* _What you need to do_
Select all lines with the string "index" in them, and copy those lines.

* _Data block_

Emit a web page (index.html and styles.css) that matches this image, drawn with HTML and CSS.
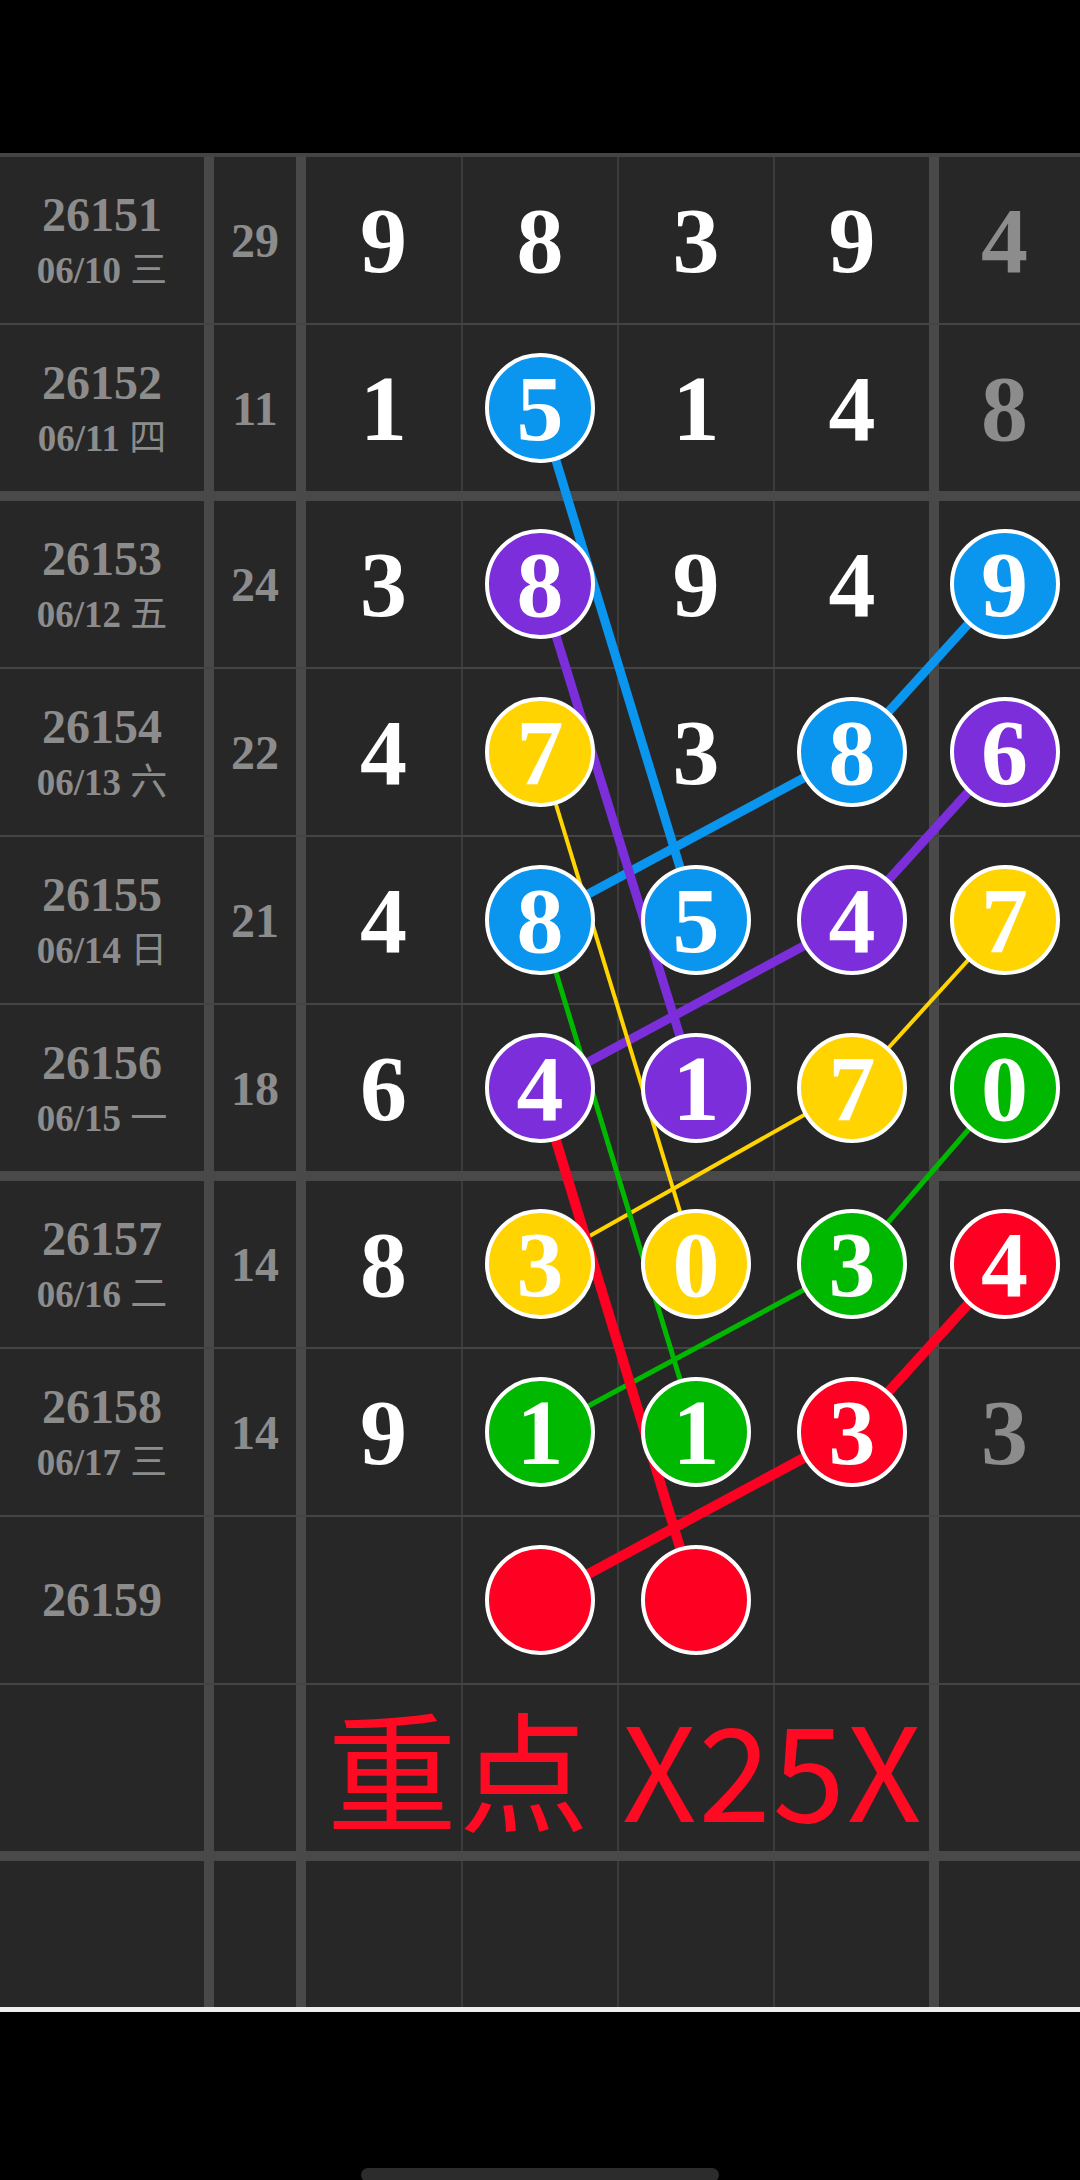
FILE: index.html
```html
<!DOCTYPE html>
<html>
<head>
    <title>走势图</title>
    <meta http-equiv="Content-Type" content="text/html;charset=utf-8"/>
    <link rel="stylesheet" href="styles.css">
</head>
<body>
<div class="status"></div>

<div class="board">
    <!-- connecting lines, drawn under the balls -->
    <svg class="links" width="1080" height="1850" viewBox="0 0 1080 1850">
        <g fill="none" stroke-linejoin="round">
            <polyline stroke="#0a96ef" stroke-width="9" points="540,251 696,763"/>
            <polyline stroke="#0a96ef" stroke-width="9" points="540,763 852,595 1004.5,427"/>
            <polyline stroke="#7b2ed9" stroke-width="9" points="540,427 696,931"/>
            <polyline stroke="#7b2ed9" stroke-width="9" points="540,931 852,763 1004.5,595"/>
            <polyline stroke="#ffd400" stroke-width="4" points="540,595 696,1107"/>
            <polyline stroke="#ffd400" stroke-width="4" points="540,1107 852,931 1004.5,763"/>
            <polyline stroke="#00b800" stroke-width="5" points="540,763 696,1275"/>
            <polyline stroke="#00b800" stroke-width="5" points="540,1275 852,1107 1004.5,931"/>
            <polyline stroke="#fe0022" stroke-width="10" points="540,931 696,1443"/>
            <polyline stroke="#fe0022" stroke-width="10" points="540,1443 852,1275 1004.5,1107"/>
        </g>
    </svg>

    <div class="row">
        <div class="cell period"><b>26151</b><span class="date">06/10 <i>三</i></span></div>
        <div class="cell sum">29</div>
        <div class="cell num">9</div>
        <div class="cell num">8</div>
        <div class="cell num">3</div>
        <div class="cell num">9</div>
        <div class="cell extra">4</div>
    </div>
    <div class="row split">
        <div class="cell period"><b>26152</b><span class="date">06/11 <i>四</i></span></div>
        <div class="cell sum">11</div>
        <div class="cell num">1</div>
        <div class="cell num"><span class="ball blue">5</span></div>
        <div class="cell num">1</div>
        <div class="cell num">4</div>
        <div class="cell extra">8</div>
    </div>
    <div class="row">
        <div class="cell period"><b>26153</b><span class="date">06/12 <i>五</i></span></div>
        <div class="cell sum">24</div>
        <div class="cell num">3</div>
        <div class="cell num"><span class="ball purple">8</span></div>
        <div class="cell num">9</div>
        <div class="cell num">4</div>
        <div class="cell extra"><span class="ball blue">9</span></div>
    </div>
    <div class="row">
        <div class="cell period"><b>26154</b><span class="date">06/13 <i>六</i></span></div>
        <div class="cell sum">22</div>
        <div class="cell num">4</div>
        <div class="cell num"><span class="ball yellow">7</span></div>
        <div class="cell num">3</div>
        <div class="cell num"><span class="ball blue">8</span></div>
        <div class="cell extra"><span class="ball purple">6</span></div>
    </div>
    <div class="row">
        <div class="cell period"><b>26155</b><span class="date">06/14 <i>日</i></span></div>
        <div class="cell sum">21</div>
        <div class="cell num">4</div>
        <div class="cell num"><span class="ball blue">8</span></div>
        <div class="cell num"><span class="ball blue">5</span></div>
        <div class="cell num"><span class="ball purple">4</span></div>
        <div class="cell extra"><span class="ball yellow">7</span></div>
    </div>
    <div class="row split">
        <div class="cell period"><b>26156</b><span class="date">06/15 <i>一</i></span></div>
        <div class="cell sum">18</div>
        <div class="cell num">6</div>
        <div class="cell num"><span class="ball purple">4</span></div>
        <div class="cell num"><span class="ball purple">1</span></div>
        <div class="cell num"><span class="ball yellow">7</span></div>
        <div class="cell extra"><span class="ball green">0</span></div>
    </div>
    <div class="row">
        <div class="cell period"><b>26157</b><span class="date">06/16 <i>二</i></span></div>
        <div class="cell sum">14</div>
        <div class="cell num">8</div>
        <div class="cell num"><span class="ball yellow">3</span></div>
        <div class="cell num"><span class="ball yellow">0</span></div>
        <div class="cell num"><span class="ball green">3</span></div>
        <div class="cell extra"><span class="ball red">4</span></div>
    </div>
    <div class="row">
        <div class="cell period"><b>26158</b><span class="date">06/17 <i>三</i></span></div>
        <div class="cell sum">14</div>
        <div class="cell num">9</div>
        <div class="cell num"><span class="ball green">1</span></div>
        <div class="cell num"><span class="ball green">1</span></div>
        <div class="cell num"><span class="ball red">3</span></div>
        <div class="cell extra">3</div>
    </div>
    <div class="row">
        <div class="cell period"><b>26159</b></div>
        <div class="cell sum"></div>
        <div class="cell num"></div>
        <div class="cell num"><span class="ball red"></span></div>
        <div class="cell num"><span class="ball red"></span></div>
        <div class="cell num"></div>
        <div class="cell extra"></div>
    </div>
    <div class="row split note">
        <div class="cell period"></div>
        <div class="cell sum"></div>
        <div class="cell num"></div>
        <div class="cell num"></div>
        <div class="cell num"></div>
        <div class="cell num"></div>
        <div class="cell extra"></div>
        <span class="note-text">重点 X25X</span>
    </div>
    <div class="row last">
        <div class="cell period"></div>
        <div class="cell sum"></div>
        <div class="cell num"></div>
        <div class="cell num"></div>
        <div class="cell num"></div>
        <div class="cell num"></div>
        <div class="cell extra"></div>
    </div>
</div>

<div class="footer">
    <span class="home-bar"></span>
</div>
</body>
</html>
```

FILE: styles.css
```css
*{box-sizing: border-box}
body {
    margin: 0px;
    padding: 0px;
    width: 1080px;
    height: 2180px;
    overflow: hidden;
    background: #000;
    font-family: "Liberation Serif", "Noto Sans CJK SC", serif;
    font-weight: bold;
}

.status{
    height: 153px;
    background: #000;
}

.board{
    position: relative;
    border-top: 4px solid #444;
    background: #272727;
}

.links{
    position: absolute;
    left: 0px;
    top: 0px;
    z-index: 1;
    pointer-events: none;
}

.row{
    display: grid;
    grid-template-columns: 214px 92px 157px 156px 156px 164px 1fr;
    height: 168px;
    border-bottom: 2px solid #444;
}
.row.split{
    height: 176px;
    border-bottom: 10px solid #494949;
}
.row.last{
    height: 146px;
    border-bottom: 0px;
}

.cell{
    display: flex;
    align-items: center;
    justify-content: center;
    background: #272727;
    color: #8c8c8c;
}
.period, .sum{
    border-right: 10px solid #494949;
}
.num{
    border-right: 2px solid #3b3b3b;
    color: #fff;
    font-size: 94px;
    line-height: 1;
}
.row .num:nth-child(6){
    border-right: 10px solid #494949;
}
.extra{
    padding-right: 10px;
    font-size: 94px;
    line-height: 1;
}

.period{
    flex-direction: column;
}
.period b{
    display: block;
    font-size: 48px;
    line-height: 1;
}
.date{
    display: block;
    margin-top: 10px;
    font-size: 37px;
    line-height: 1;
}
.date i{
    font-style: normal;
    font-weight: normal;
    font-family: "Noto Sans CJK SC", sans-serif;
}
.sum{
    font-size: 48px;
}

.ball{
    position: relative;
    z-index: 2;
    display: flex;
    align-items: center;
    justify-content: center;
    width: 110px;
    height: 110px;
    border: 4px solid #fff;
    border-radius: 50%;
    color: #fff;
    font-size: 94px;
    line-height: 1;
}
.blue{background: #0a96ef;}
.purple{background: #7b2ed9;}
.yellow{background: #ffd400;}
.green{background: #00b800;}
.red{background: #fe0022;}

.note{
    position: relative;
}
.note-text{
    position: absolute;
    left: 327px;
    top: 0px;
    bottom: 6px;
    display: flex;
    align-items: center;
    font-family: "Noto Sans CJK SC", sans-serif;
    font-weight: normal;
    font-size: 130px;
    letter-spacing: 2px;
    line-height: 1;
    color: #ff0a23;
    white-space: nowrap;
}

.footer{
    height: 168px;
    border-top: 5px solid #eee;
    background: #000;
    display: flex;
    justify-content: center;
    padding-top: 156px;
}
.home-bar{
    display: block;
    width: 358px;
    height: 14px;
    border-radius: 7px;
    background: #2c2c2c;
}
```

* _Task output_
Emit a web page (index.html and styles.css) that matches this image, drawn with HTML and CSS.
FILE: index.html
    z-index: 1;
    z-index: 2;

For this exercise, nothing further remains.